▶ Exercise aim: Check each line of the data below for the word "React", then extract the ones that have it.

————————

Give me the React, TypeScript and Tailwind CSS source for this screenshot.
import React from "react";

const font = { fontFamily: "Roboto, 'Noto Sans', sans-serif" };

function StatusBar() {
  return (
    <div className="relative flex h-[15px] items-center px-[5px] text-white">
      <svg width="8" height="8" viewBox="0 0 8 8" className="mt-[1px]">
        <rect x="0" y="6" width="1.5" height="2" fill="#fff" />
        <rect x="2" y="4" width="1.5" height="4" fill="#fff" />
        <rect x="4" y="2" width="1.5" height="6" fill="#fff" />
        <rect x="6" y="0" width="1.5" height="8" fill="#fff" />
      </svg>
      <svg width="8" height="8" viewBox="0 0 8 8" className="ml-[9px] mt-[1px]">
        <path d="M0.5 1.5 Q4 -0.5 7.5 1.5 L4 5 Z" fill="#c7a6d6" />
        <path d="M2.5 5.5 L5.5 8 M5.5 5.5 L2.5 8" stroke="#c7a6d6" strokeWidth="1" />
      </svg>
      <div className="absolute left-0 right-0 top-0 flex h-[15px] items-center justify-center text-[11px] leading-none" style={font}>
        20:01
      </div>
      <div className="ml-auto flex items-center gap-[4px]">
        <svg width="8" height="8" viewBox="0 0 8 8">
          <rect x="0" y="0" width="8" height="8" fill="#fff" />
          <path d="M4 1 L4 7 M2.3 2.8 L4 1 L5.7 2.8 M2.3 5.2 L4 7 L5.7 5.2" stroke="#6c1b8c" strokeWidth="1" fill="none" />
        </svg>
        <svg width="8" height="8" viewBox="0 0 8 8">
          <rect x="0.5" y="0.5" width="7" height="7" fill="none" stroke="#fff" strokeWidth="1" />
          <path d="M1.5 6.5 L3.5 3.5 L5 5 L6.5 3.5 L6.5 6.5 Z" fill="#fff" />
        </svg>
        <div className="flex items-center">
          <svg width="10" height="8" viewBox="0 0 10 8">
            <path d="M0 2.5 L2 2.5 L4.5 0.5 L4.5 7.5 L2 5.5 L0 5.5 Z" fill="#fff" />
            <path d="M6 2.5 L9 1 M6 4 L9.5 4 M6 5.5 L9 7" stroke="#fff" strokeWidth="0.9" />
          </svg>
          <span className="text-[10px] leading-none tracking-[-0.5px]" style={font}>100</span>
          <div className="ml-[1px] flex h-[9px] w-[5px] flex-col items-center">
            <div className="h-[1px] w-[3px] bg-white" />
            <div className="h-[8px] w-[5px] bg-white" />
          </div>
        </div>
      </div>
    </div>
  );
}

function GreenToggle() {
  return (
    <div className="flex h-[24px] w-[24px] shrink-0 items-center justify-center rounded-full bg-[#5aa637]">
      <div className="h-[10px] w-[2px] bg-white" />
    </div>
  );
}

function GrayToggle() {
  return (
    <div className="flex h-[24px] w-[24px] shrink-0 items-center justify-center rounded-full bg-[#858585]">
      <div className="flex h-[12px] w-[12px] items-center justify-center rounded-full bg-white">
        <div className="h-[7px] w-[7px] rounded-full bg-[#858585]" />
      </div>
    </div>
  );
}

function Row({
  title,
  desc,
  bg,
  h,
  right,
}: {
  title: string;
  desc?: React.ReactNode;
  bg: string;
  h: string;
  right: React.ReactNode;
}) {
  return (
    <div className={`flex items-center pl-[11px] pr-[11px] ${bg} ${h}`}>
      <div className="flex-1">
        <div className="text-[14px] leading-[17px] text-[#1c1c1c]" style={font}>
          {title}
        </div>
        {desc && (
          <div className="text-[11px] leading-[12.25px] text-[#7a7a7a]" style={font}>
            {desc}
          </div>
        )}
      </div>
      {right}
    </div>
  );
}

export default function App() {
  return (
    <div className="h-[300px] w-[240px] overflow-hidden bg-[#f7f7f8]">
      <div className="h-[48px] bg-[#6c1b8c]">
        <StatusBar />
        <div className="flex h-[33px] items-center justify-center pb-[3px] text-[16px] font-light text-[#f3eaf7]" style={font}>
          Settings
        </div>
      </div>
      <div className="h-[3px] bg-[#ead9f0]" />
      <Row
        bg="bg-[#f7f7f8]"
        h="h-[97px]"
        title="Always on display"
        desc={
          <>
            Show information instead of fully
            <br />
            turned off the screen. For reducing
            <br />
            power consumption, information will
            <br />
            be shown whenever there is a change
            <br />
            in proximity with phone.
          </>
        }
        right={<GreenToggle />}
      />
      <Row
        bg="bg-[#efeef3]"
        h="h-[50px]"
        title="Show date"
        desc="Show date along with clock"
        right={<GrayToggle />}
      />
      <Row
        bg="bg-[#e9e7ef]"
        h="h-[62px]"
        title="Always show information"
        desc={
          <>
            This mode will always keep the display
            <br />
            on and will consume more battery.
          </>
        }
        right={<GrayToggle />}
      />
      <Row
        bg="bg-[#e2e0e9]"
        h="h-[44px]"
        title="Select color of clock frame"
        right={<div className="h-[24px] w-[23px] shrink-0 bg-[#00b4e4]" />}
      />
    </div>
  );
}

————————

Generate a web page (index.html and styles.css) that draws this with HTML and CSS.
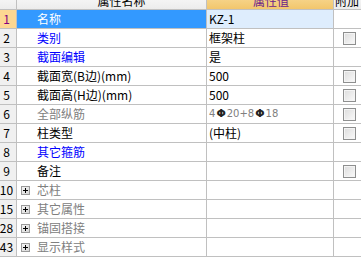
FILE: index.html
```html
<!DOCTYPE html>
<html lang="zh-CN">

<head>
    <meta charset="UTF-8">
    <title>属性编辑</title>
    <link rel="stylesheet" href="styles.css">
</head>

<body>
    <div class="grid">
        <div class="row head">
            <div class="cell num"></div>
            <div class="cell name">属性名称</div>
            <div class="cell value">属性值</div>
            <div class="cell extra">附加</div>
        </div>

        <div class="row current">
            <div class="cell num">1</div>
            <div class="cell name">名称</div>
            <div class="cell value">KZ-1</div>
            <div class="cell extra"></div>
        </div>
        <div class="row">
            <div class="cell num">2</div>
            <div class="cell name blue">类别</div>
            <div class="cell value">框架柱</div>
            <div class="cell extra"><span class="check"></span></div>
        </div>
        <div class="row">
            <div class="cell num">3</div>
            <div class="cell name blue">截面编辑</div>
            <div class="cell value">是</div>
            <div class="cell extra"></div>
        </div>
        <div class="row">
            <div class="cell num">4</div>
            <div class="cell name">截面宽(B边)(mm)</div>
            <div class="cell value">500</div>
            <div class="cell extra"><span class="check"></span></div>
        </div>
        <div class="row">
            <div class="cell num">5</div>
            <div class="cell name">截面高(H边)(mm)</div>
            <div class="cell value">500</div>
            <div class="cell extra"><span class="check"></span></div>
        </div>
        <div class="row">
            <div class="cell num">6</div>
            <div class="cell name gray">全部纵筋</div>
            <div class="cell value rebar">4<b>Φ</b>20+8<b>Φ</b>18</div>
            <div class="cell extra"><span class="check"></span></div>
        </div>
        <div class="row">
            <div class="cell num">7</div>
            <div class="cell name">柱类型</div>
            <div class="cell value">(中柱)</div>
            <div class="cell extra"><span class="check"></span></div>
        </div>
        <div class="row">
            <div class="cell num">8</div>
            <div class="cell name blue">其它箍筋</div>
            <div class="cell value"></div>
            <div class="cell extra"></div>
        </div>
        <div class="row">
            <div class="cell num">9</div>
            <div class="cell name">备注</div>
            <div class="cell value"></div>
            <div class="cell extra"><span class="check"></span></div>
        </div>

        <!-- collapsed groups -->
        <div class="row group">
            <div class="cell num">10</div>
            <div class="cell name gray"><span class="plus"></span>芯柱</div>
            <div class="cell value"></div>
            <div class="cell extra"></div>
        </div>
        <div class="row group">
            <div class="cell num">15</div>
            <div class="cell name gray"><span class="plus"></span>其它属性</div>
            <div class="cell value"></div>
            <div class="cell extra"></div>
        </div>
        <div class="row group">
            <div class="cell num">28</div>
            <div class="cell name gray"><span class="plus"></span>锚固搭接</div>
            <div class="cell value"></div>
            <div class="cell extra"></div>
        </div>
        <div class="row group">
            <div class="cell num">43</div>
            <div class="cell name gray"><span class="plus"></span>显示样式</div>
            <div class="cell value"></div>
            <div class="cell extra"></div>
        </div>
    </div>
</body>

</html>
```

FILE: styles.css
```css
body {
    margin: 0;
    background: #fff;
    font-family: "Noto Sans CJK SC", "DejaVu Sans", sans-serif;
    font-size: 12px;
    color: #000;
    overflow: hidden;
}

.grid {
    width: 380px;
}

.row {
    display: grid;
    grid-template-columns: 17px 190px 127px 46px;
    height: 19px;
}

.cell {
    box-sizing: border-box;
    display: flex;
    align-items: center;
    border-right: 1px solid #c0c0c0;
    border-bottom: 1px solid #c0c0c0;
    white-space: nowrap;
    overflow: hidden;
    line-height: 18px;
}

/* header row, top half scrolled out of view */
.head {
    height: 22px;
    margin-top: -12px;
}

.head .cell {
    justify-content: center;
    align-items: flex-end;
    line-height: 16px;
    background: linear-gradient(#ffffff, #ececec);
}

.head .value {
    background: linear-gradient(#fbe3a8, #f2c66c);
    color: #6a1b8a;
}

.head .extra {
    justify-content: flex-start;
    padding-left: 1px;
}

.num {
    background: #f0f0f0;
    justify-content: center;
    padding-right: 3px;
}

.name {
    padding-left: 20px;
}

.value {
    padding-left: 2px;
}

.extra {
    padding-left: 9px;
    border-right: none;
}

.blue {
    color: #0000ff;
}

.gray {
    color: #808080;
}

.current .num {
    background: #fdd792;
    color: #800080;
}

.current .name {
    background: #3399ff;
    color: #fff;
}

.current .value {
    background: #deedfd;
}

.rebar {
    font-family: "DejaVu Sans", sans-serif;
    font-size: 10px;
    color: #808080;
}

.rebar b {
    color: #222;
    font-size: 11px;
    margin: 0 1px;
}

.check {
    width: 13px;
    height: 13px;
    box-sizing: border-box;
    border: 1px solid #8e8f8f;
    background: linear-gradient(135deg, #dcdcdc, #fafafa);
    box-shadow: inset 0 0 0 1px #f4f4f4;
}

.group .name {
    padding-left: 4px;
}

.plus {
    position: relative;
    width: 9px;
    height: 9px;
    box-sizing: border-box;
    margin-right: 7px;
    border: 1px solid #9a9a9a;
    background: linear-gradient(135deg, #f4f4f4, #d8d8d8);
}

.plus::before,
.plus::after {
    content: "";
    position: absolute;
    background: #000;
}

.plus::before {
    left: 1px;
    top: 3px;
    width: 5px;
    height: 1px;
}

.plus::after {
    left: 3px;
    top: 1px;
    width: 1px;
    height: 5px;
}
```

————————

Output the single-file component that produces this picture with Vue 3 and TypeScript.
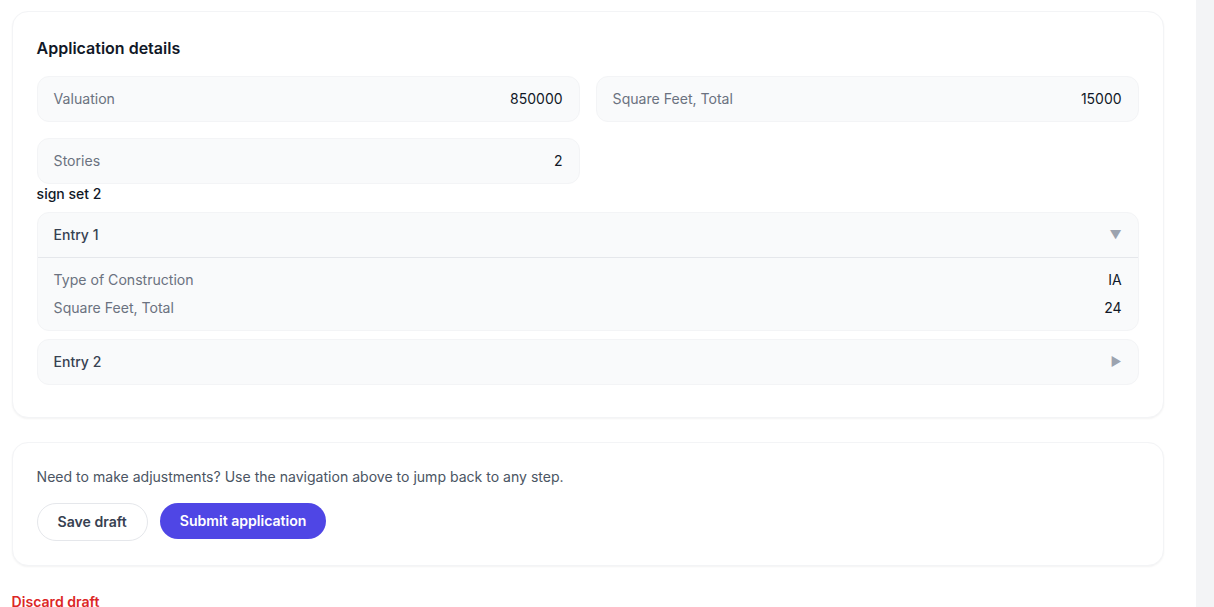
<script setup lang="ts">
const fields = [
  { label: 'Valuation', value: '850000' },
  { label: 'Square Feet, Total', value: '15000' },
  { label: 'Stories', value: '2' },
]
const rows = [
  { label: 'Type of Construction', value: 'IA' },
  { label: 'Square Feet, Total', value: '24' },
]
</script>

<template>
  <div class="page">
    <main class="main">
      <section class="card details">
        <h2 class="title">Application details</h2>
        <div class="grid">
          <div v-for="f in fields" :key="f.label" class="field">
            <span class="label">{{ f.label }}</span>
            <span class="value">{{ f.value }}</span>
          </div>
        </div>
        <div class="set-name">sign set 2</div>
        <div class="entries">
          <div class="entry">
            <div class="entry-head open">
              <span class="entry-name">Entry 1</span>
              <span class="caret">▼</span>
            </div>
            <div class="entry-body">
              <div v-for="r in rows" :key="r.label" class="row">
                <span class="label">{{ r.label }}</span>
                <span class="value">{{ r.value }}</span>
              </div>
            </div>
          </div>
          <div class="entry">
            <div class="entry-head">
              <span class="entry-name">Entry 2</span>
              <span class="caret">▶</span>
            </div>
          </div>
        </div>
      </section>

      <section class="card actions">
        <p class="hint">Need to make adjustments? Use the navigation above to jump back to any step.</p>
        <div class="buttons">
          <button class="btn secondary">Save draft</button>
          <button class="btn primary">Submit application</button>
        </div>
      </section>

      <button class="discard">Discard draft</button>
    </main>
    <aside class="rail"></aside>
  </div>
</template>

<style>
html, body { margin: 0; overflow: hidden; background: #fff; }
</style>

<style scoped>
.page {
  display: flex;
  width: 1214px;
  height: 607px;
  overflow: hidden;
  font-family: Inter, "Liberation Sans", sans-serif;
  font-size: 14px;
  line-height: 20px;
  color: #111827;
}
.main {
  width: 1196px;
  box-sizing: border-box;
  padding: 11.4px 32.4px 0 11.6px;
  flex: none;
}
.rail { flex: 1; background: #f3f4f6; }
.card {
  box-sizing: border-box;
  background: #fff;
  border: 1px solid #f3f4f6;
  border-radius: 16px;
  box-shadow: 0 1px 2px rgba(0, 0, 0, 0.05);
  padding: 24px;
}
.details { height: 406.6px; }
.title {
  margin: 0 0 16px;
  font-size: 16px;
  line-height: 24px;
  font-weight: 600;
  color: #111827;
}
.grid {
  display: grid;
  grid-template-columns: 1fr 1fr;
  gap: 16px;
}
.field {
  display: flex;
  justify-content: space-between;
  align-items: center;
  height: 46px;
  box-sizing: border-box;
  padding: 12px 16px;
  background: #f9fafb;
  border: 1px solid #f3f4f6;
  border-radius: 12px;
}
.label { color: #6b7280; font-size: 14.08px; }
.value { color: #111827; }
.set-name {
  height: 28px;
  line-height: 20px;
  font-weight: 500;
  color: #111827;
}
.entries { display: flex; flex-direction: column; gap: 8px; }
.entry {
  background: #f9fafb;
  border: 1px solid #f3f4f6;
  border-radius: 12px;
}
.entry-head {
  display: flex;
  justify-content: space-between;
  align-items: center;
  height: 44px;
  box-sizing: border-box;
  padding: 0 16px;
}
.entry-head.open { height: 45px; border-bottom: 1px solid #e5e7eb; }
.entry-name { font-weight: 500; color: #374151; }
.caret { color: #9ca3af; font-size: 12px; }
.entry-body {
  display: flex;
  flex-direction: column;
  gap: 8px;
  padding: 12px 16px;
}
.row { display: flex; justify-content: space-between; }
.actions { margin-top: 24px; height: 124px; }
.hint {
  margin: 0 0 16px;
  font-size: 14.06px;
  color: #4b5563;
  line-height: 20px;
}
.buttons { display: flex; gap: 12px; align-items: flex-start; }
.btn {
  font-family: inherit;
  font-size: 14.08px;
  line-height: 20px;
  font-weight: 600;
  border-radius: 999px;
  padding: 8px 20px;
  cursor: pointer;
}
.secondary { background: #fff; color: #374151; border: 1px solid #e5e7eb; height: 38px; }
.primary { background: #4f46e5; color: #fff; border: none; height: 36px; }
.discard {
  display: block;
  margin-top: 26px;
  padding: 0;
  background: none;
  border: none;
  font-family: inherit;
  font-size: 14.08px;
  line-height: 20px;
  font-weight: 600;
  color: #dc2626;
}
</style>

————————

▶ Solution for this exercise:
Give me the React, TypeScript and Tailwind CSS source for this screenshot.
import React from "react";
  desc?: React.ReactNode;
  right: React.ReactNode;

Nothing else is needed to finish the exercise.